**SUPPLIED INFORMATION:**
- - -

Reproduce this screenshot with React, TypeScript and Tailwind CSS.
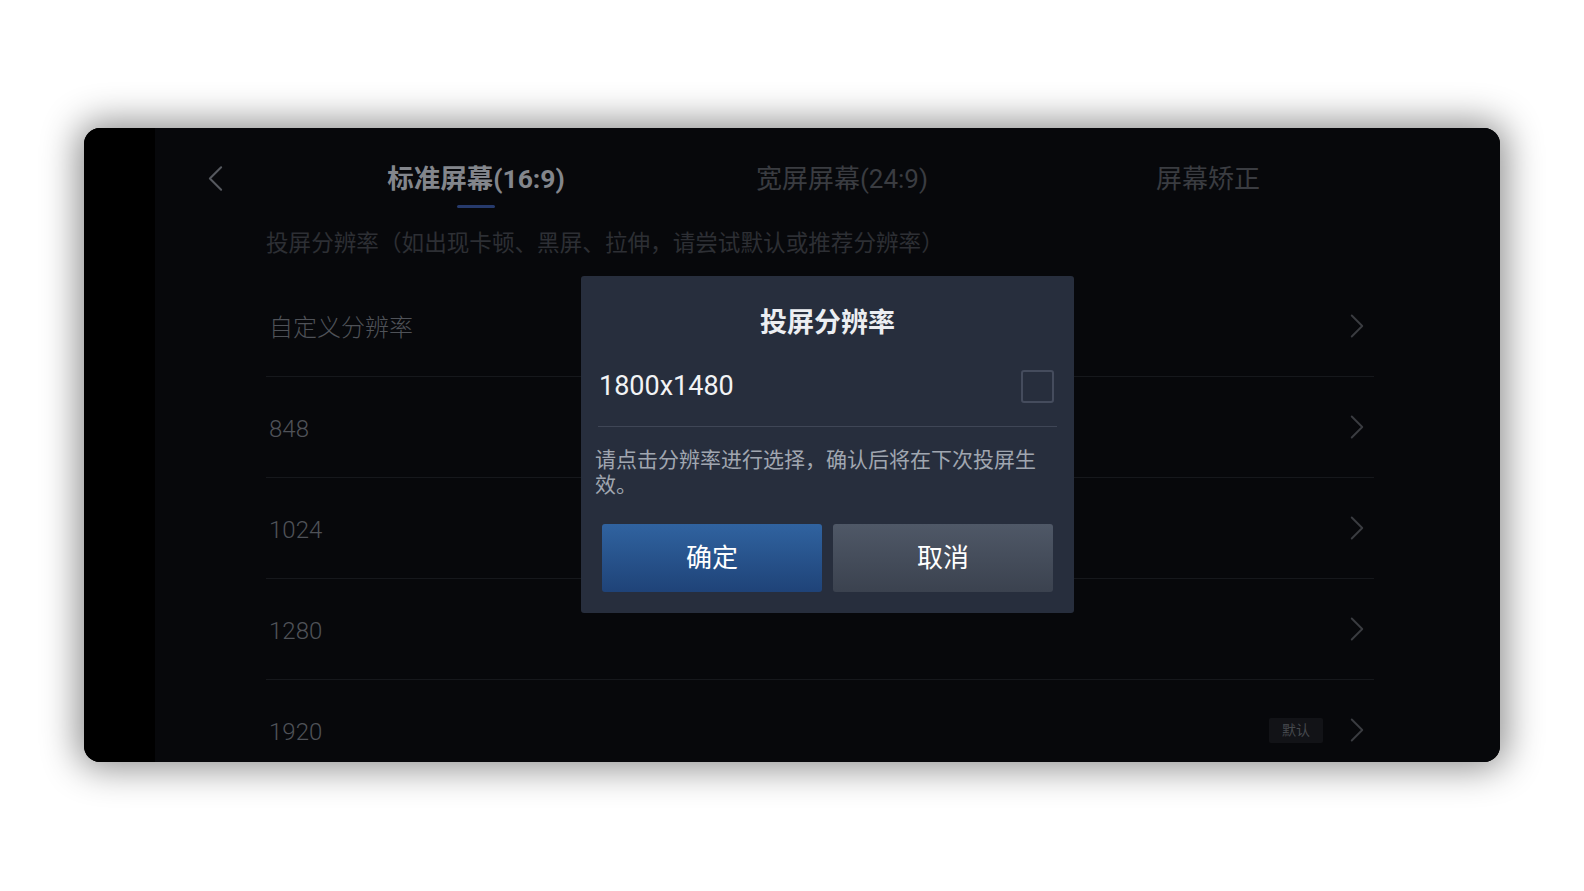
import React from "react";

const FONT = { fontFamily: 'Roboto, "Noto Sans CJK SC", "Noto Sans", sans-serif' };

const tabs = [
  { label: "标准屏幕(16:9)", active: true },
  { label: "宽屏屏幕(24:9)", active: false },
  { label: "屏幕矫正", active: false },
];

const rows = [
  { label: "自定义分辨率" },
  { label: "848" },
  { label: "1024" },
  { label: "1280" },
  { label: "1920", badge: "默认" },
];

function Chevron({ dir, className }: { dir: "left" | "right"; className?: string }) {
  return (
    <svg viewBox="0 0 16 28" className={className} fill="none" stroke="currentColor" strokeWidth={2.2} strokeLinecap="round" strokeLinejoin="round">
      {dir === "left" ? <path d="M14 2 L2 14 L14 26" /> : <path d="M2 2 L14 14 L2 26" />}
    </svg>
  );
}

function ResolutionDialog() {
  return (
    <div className="absolute left-[426px] top-[148px] flex w-[493px] flex-col rounded-[3px] bg-[#272e3d] px-[17px] pb-[21px]">
      <div className="pt-[29px] text-center text-[27px] font-bold leading-[36px] text-[#eceef2]">投屏分辨率</div>
      <div className="mt-[27px] flex items-center justify-between border-b border-[#3f4656] pb-[22px] pl-[1px] pr-[3px]">
        <span className="text-[27px] leading-[36px] text-[#f2f3f5]">1800x1480</span>
        <span className="h-[33px] w-[33px] rounded-[3px] border-2 border-[#454c5d]" />
      </div>
      <p className="-ml-[3px] mt-[21px] text-[21px] leading-[25px] text-[#a0a6b0]">
        请点击分辨率进行选择，确认后将在下次投屏生效。
      </p>
      <div className="mt-[26px] flex gap-[11px] px-[4px]">
        <button className="h-[68px] flex-1 rounded-[3px] bg-gradient-to-b from-[#3063a0] to-[#1f4378] text-[26px] text-white">
          确定
        </button>
        <button className="h-[68px] flex-1 rounded-[3px] bg-gradient-to-b from-[#4f5867] to-[#3b424f] text-[26px] text-white">
          取消
        </button>
      </div>
    </div>
  );
}

export default function App() {
  return (
    <div className="h-[891px] w-[1584px] overflow-hidden bg-white pl-[84px] pt-[128px]" style={FONT}>
      <div className="flex h-[634px] w-[1416px] overflow-hidden rounded-[16px] bg-black shadow-[0_0_36px_6px_rgba(0,0,0,0.45)]">
        <div className="w-[71px] shrink-0 bg-black" />
        <div className="relative flex flex-1 flex-col bg-[#07080b]">
          <div className="flex h-[86px] shrink-0 items-start">
            <div className="w-[138px] shrink-0 pl-[53px] pt-[37px]">
              <Chevron dir="left" className="h-[27px] w-[15px] text-[#55585e]" />
            </div>
            {tabs.map((t) => (
              <div key={t.label} className="flex w-[366px] flex-col items-center pt-[33px]">
                <span
                  className={
                    t.active
                      ? "text-[26.5px] font-bold leading-[36px] text-[#83868c]"
                      : "text-[26px] leading-[36px] text-[#3a3c41]"
                  }
                >
                  {t.label}
                </span>
                {t.active && <span className="mt-[8px] h-[3px] w-[38px] rounded-full bg-[#263a6c]" />}
              </div>
            ))}
          </div>
          <div className="mt-[15px] pl-[111px] text-[22.6px] leading-[30px] text-[#2d2f34]">
            投屏分辨率（如出现卡顿、黑屏、拉伸，请尝试默认或推荐分辨率）
          </div>
          <div className="mt-[17px] flex flex-col pl-[111px] pr-[126px]">
            {rows.map((r) => (
              <div key={r.label} className="flex h-[101px] shrink-0 items-center border-b border-[#16181c]">
                <span className="flex-1 pl-[3px] pt-[3px] text-[24px] font-light text-[#4f5258]">{r.label}</span>
                {r.badge && (
                  <span className="mr-[27px] flex h-[25px] w-[54px] items-center justify-center rounded-[2px] bg-[#121317] text-[14px] text-[#45484d]">
                    {r.badge}
                  </span>
                )}
                <Chevron dir="right" className="mr-[10px] h-[28px] w-[14px] text-[#3a3c41]" />
              </div>
            ))}
          </div>
          <ResolutionDialog />
        </div>
      </div>
    </div>
  );
}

- - -

**PROMPT:** Without the pictures, write out the whole listing above exactly as it appears.

**TASK RESULT:**
Reproduce this screenshot with React, TypeScript and Tailwind CSS.
import React from "react";

const FONT = { fontFamily: 'Roboto, "Noto Sans CJK SC", "Noto Sans", sans-serif' };

const tabs = [
  { label: "标准屏幕(16:9)", active: true },
  { label: "宽屏屏幕(24:9)", active: false },
  { label: "屏幕矫正", active: false },
];

const rows = [
  { label: "自定义分辨率" },
  { label: "848" },
  { label: "1024" },
  { label: "1280" },
  { label: "1920", badge: "默认" },
];

function Chevron({ dir, className }: { dir: "left" | "right"; className?: string }) {
  return (
    <svg viewBox="0 0 16 28" className={className} fill="none" stroke="currentColor" strokeWidth={2.2} strokeLinecap="round" strokeLinejoin="round">
      {dir === "left" ? <path d="M14 2 L2 14 L14 26" /> : <path d="M2 2 L14 14 L2 26" />}
    </svg>
  );
}

function ResolutionDialog() {
  return (
    <div className="absolute left-[426px] top-[148px] flex w-[493px] flex-col rounded-[3px] bg-[#272e3d] px-[17px] pb-[21px]">
      <div className="pt-[29px] text-center text-[27px] font-bold leading-[36px] text-[#eceef2]">投屏分辨率</div>
      <div className="mt-[27px] flex items-center justify-between border-b border-[#3f4656] pb-[22px] pl-[1px] pr-[3px]">
        <span className="text-[27px] leading-[36px] text-[#f2f3f5]">1800x1480</span>
        <span className="h-[33px] w-[33px] rounded-[3px] border-2 border-[#454c5d]" />
      </div>
      <p className="-ml-[3px] mt-[21px] text-[21px] leading-[25px] text-[#a0a6b0]">
        请点击分辨率进行选择，确认后将在下次投屏生效。
      </p>
      <div className="mt-[26px] flex gap-[11px] px-[4px]">
        <button className="h-[68px] flex-1 rounded-[3px] bg-gradient-to-b from-[#3063a0] to-[#1f4378] text-[26px] text-white">
          确定
        </button>
        <button className="h-[68px] flex-1 rounded-[3px] bg-gradient-to-b from-[#4f5867] to-[#3b424f] text-[26px] text-white">
          取消
        </button>
      </div>
    </div>
  );
}

export default function App() {
  return (
    <div className="h-[891px] w-[1584px] overflow-hidden bg-white pl-[84px] pt-[128px]" style={FONT}>
      <div className="flex h-[634px] w-[1416px] overflow-hidden rounded-[16px] bg-black shadow-[0_0_36px_6px_rgba(0,0,0,0.45)]">
        <div className="w-[71px] shrink-0 bg-black" />
        <div className="relative flex flex-1 flex-col bg-[#07080b]">
          <div className="flex h-[86px] shrink-0 items-start">
            <div className="w-[138px] shrink-0 pl-[53px] pt-[37px]">
              <Chevron dir="left" className="h-[27px] w-[15px] text-[#55585e]" />
            </div>
            {tabs.map((t) => (
              <div key={t.label} className="flex w-[366px] flex-col items-center pt-[33px]">
                <span
                  className={
                    t.active
                      ? "text-[26.5px] font-bold leading-[36px] text-[#83868c]"
                      : "text-[26px] leading-[36px] text-[#3a3c41]"
                  }
                >
                  {t.label}
                </span>
                {t.active && <span className="mt-[8px] h-[3px] w-[38px] rounded-full bg-[#263a6c]" />}
              </div>
            ))}
          </div>
          <div className="mt-[15px] pl-[111px] text-[22.6px] leading-[30px] text-[#2d2f34]">
            投屏分辨率（如出现卡顿、黑屏、拉伸，请尝试默认或推荐分辨率）
          </div>
          <div className="mt-[17px] flex flex-col pl-[111px] pr-[126px]">
            {rows.map((r) => (
              <div key={r.label} className="flex h-[101px] shrink-0 items-center border-b border-[#16181c]">
                <span className="flex-1 pl-[3px] pt-[3px] text-[24px] font-light text-[#4f5258]">{r.label}</span>
                {r.badge && (
                  <span className="mr-[27px] flex h-[25px] w-[54px] items-center justify-center rounded-[2px] bg-[#121317] text-[14px] text-[#45484d]">
                    {r.badge}
                  </span>
                )}
                <Chevron dir="right" className="mr-[10px] h-[28px] w-[14px] text-[#3a3c41]" />
              </div>
            ))}
          </div>
          <ResolutionDialog />
        </div>
      </div>
    </div>
  );
}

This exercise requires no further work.